Hillsdale College basketball player Derek Schell told his coming out story on Outsports last fall, becoming the first openly gay Division II player. In his account, he touched briefly on the role of religion in his life, but expanded on it this week in a terrific column for Crooked Scoreboard:

I'm gay. I'm a Christian. I'm a basketball player. Until a couple months ago, I could never combine these sentences. I can now confidently say I am a gay Christian basketball player. None of my identities take precedence over the others, and now there is only one: just Derek.The article delves into the conflict Schell had with reconciling his faith with his sexual orientation. Making it much harder was the school he is attending. Hillsdale, in Michigan, is one of the most conservative schools in the country:

Our four blocks of campus were filled with home-schooled kids who thought that the world revolved around the Republican Party. Ronald Reagan was basically a second coming of Christ. I always tell people, "it's just different here." There were students reading Bibles in trees, and Sunday mornings were spent with church and political talk. Being gay was outwardly and clearly contradictory to common values. Professors and fellow students hated me without knowing it.
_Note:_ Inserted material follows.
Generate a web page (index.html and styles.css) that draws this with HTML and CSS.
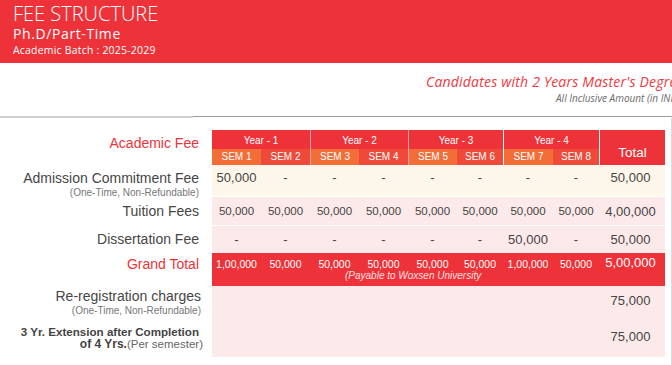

Slowly, Schell came to realize that his God did not make mistakes and was able to accept himself as a gay Christian. "I knew God did not want me to feel this way about myself or about the world, and that it was time to accept that this was his plan. Once I finally loved myself, it was easier for others to do the same," he writes.
Schell's perspective is important in that religion continues to be the single biggest source of pain and frustration for young people dealing with their sexual orientation. It is coincidentally similar to a story we just ran from Warren Perry, a former University of North Carolina swimmer, on what the church can learn from sports in regards to LGBT issues.

A lot of LGBT people wind up leaving their faith and church because of organized religion's stance on homosexuality. But others like Schell stay engaged and in the end will be valuable in helping to convince people that the two can coexist.